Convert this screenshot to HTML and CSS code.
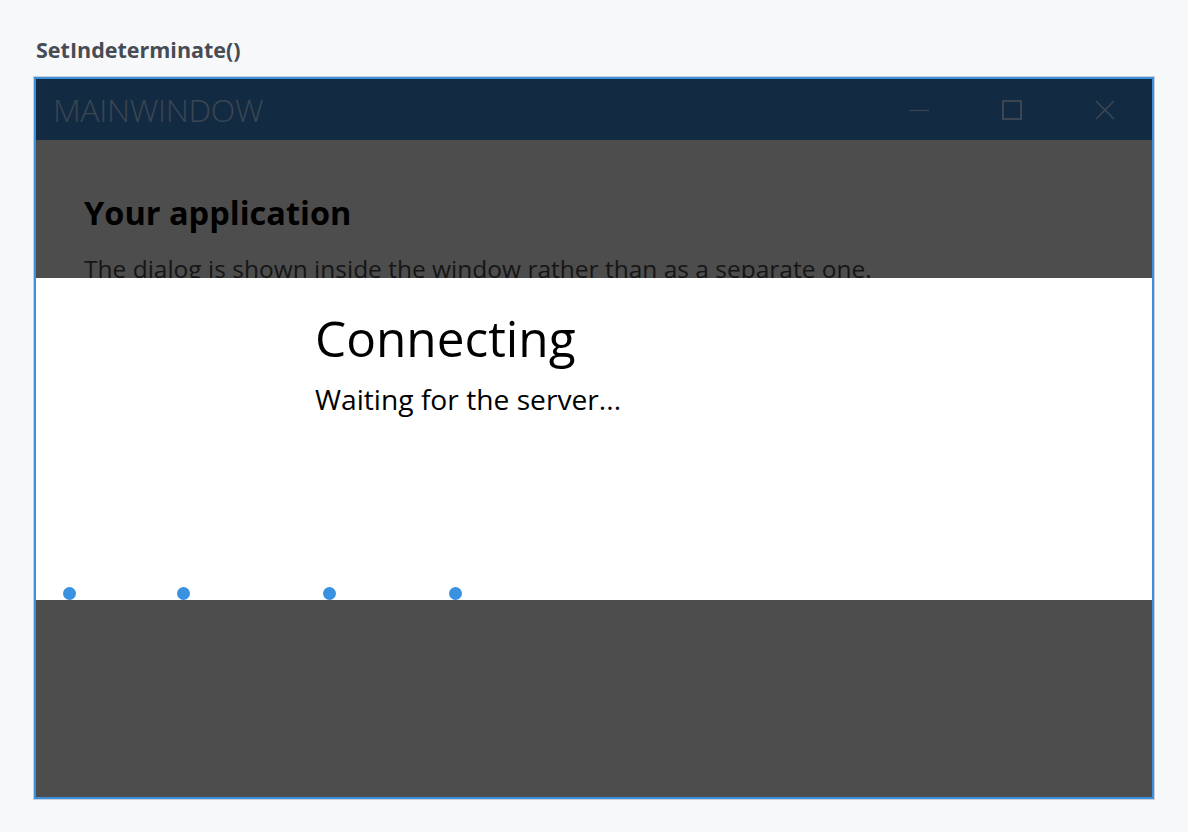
FILE: index.html
```html
<!DOCTYPE html>
<html>
<head>
<meta charset="utf-8">
<link rel="stylesheet" href="styles.css">
</head>
<body>
<div class="page">
  <h1 class="label">SetIndeterminate()</h1>
  <div class="frame">
    <div class="window">
      <div class="titlebar">
        <span class="app-title">MAINWINDOW</span>
        <div class="controls">
          <span class="ctl"><svg width="22" height="22" viewBox="0 0 22 22"><path d="M1 11.5H21" stroke="#3b4652" stroke-width="1.2" fill="none"/></svg></span>
          <span class="ctl"><svg width="22" height="22" viewBox="0 0 22 22"><rect x="2" y="2" width="18" height="18" stroke="#3b4652" stroke-width="2" fill="none"/></svg></span>
          <span class="ctl"><svg width="22" height="22" viewBox="0 0 22 22"><path d="M2 2L20 20M20 2L2 20" stroke="#3b4652" stroke-width="1.6" fill="none"/></svg></span>
        </div>
      </div>
      <div class="client">
        <div class="app">
          <h2 class="app-heading">Your application</h2>
          <p class="app-text">The dialog is shown inside the window rather than as a separate one.</p>
        </div>
        <div class="overlay">
          <div class="dialog">
            <div class="dialog-content">
              <div class="dialog-title">Connecting</div>
              <div class="dialog-msg">Waiting for the server...</div>
            </div>
            <div class="dots">
              <span class="dot" style="left:27px"></span>
              <span class="dot" style="left:141px"></span>
              <span class="dot" style="left:287px"></span>
              <span class="dot" style="left:413px"></span>
            </div>
          </div>
        </div>
      </div>
    </div>
  </div>
</div>
</body>
</html>
```
FILE: styles.css
```css
html, body {
  margin: 0;
  padding: 0;
  background: #f7f8fa;
  font-family: "Open Sans", "Noto Sans", sans-serif;
}
.page {
  padding: 37px 0 0 33px;
}
.label {
  margin: 0 0 13px 3px;
  font-size: 21.5px;
  line-height: 26px;
  font-weight: 700;
  color: #474c54;
}
.frame {
  width: 1120px;
  border: 1px solid #cbd0d8;
}
.window {
  border: 2px solid #3b8fdd;
  background: #4d4d4d;
  height: 718px;
  display: flex;
  flex-direction: column;
}
.titlebar {
  height: 61px;
  background: #122b43;
  display: flex;
  align-items: center;
  justify-content: space-between;
  padding-left: 17px;
  flex-shrink: 0;
}
.app-title {
  font-weight: 300;
  font-size: 32px;
  color: #3b4652;
  letter-spacing: -0.3px;
}
.controls {
  display: flex;
  align-items: center;
  padding-right: 36px;
  gap: 71px;
}
.ctl {
  display: flex;
  width: 22px;
  height: 22px;
}
.client {
  flex: 1;
  position: relative;
  background: #4d4d4d;
  overflow: hidden;
}
.app {
  padding: 52px 48px;
}
.app-heading {
  margin: 0;
  font-size: 32.5px;
  line-height: 42px;
  font-weight: 700;
  color: #000;
}
.app-text {
  margin: 18px 0 0;
  font-size: 24.5px;
  line-height: 34px;
  color: #161616;
}
.overlay {
  position: absolute;
  inset: 0;
  padding-top: 138px;
}
.dialog {
  position: relative;
  height: 322px;
  background: #fff;
}
.dialog-content {
  padding: 27px 0 0 279px;
}
.dialog-title {
  font-size: 49.5px;
  line-height: 66px;
  color: #000;
}
.dialog-msg {
  font-size: 28.2px;
  line-height: 40px;
  color: #000;
  margin-top: 8px;
}
.dot {
  position: absolute;
  top: 309px;
  width: 13px;
  height: 13px;
  border-radius: 50%;
  background: #3a91df;
}
```
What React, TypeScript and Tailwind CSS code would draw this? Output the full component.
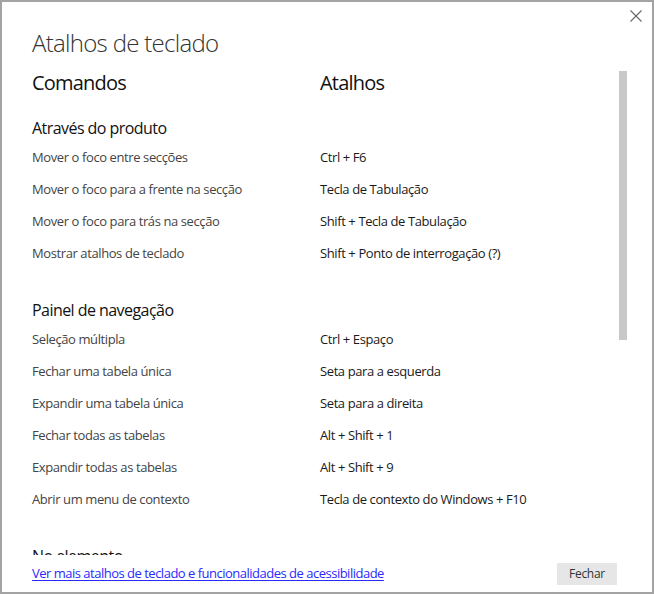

WHAT IS REQUIRED
Using the material above, set down every line exactly, but skip the pictures.

SOLVED EXERCISE
Convert this screenshot to HTML and CSS code.
FILE: index.html
```html
<!DOCTYPE html>
<html>
<head>
<meta charset="utf-8">
<link rel="stylesheet" href="styles.css">
</head>
<body>
<div class="page">
  <h1 class="label">SetIndeterminate()</h1>
  <div class="frame">
    <div class="window">
      <div class="titlebar">
        <span class="app-title">MAINWINDOW</span>
        <div class="controls">
          <span class="ctl"><svg width="22" height="22" viewBox="0 0 22 22"><path d="M1 11.5H21" stroke="#3b4652" stroke-width="1.2" fill="none"/></svg></span>
          <span class="ctl"><svg width="22" height="22" viewBox="0 0 22 22"><rect x="2" y="2" width="18" height="18" stroke="#3b4652" stroke-width="2" fill="none"/></svg></span>
          <span class="ctl"><svg width="22" height="22" viewBox="0 0 22 22"><path d="M2 2L20 20M20 2L2 20" stroke="#3b4652" stroke-width="1.6" fill="none"/></svg></span>
        </div>
      </div>
      <div class="client">
        <div class="app">
          <h2 class="app-heading">Your application</h2>
          <p class="app-text">The dialog is shown inside the window rather than as a separate one.</p>
        </div>
        <div class="overlay">
          <div class="dialog">
            <div class="dialog-content">
              <div class="dialog-title">Connecting</div>
              <div class="dialog-msg">Waiting for the server...</div>
            </div>
            <div class="dots">
              <span class="dot" style="left:27px"></span>
              <span class="dot" style="left:141px"></span>
              <span class="dot" style="left:287px"></span>
              <span class="dot" style="left:413px"></span>
            </div>
          </div>
        </div>
      </div>
    </div>
  </div>
</div>
</body>
</html>
```
FILE: styles.css
```css
html, body {
  margin: 0;
  padding: 0;
  background: #f7f8fa;
  font-family: "Open Sans", "Noto Sans", sans-serif;
}
.page {
  padding: 37px 0 0 33px;
}
.label {
  margin: 0 0 13px 3px;
  font-size: 21.5px;
  line-height: 26px;
  font-weight: 700;
  color: #474c54;
}
.frame {
  width: 1120px;
  border: 1px solid #cbd0d8;
}
.window {
  border: 2px solid #3b8fdd;
  background: #4d4d4d;
  height: 718px;
  display: flex;
  flex-direction: column;
}
.titlebar {
  height: 61px;
  background: #122b43;
  display: flex;
  align-items: center;
  justify-content: space-between;
  padding-left: 17px;
  flex-shrink: 0;
}
.app-title {
  font-weight: 300;
  font-size: 32px;
  color: #3b4652;
  letter-spacing: -0.3px;
}
.controls {
  display: flex;
  align-items: center;
  padding-right: 36px;
  gap: 71px;
}
.ctl {
  display: flex;
  width: 22px;
  height: 22px;
}
.client {
  flex: 1;
  position: relative;
  background: #4d4d4d;
  overflow: hidden;
}
.app {
  padding: 52px 48px;
}
.app-heading {
  margin: 0;
  font-size: 32.5px;
  line-height: 42px;
  font-weight: 700;
  color: #000;
}
.app-text {
  margin: 18px 0 0;
  font-size: 24.5px;
  line-height: 34px;
  color: #161616;
}
.overlay {
  position: absolute;
  inset: 0;
  padding-top: 138px;
}
.dialog {
  position: relative;
  height: 322px;
  background: #fff;
}
.dialog-content {
  padding: 27px 0 0 279px;
}
.dialog-title {
  font-size: 49.5px;
  line-height: 66px;
  color: #000;
}
.dialog-msg {
  font-size: 28.2px;
  line-height: 40px;
  color: #000;
  margin-top: 8px;
}
.dot {
  position: absolute;
  top: 309px;
  width: 13px;
  height: 13px;
  border-radius: 50%;
  background: #3a91df;
}
```
What React, TypeScript and Tailwind CSS code would draw this? Output the full component.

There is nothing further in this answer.